Return all lines below containing the word "that".

________________________________________

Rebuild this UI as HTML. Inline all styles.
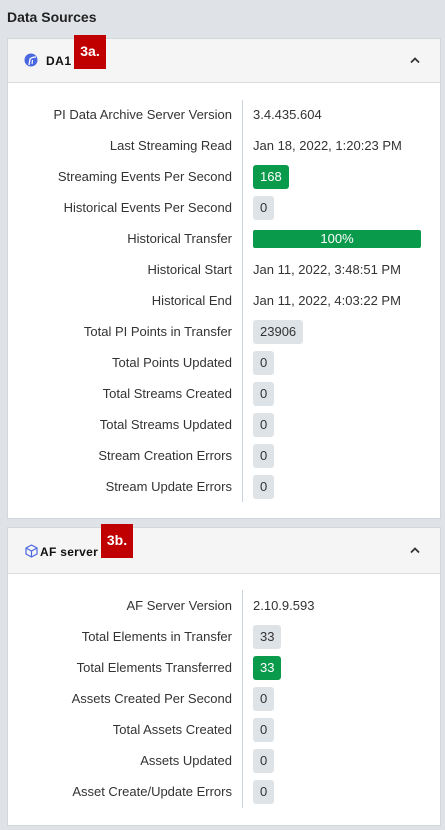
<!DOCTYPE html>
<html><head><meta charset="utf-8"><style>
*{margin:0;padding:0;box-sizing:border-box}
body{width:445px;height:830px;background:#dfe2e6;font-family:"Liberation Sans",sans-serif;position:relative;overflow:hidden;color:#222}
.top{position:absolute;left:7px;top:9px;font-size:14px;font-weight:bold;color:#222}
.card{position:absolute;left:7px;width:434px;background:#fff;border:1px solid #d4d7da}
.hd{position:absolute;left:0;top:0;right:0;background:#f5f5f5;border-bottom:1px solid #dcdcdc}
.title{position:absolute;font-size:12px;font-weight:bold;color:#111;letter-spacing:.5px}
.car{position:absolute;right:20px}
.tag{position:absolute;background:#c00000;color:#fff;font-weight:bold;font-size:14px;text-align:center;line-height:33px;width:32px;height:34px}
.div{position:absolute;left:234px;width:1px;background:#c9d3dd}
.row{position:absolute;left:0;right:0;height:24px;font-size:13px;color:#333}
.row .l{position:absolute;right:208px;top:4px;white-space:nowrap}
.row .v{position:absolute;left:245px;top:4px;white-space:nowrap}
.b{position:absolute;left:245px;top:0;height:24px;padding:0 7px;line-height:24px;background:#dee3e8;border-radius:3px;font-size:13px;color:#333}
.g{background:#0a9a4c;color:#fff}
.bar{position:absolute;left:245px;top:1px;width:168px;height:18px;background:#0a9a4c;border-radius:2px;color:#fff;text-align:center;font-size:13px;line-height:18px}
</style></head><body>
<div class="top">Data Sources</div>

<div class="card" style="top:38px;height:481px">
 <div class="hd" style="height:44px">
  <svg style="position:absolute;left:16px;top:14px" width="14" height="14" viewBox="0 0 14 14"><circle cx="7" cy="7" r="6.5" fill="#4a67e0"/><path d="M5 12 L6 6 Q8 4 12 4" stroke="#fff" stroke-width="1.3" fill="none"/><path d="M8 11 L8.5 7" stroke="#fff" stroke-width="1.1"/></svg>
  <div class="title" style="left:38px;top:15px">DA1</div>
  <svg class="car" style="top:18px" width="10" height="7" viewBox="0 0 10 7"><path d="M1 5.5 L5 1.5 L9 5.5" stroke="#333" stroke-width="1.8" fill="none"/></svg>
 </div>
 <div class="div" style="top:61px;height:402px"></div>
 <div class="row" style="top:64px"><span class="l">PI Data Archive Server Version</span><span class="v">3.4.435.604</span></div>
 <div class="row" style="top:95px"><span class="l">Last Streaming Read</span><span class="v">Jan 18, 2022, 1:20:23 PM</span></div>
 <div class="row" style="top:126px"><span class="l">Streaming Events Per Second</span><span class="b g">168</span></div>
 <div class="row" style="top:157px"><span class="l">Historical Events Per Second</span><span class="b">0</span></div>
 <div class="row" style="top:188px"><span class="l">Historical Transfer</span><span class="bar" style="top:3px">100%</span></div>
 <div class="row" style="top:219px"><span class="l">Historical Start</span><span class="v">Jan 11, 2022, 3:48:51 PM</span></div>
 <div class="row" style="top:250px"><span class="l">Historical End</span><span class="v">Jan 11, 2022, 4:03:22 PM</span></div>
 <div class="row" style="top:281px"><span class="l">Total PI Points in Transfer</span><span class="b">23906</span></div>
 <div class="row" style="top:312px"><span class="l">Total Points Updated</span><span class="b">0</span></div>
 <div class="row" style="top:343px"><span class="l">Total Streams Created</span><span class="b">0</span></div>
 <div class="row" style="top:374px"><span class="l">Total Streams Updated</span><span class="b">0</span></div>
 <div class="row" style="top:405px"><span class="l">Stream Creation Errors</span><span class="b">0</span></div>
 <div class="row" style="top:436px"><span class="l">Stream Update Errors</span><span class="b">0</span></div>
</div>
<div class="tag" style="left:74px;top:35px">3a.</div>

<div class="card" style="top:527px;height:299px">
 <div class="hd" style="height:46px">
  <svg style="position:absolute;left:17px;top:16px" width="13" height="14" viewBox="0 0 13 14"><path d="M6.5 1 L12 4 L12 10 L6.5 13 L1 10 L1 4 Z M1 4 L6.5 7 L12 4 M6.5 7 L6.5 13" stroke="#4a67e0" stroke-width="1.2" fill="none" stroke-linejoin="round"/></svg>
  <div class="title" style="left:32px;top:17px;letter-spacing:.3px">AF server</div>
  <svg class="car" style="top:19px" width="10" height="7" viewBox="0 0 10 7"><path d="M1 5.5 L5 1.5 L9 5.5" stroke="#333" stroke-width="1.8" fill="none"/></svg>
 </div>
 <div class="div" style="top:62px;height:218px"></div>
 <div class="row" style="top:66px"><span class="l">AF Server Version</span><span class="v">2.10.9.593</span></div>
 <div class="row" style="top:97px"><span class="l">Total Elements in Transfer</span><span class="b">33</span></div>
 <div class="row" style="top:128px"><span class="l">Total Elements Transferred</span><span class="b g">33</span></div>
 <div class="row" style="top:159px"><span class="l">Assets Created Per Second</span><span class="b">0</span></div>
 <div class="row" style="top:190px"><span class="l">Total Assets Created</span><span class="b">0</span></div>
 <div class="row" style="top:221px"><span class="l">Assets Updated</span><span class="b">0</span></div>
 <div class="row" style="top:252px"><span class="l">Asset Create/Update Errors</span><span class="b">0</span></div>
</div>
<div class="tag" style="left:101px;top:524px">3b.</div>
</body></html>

________________________________________

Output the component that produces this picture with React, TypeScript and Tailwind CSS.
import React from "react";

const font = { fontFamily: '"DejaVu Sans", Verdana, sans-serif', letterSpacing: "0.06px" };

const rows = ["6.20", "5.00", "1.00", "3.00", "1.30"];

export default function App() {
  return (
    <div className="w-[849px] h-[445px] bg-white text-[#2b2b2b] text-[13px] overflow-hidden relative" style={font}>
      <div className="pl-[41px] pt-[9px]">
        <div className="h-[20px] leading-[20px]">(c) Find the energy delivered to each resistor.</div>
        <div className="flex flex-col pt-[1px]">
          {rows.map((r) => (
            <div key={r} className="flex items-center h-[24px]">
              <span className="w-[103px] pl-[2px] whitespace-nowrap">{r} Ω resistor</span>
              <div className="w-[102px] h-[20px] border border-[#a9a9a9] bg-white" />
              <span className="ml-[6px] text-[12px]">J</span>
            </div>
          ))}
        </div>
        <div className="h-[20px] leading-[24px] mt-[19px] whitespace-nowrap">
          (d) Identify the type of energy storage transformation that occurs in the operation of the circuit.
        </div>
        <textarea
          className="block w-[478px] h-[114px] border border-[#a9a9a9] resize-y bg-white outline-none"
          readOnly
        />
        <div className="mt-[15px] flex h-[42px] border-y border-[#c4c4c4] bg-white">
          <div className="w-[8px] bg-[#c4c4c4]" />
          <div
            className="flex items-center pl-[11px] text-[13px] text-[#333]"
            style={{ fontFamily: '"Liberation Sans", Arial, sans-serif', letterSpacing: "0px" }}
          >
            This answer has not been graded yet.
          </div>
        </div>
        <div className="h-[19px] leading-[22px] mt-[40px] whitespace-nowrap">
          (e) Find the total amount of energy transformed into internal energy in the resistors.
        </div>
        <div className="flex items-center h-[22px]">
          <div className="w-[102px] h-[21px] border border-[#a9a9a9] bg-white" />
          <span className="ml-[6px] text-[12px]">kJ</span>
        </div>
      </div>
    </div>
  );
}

________________________________________

EXERCISE RESULT:
Output the component that produces this picture with React, TypeScript and Tailwind CSS.
          (d) Identify the type of energy storage transformation that occurs in the operation of the circuit.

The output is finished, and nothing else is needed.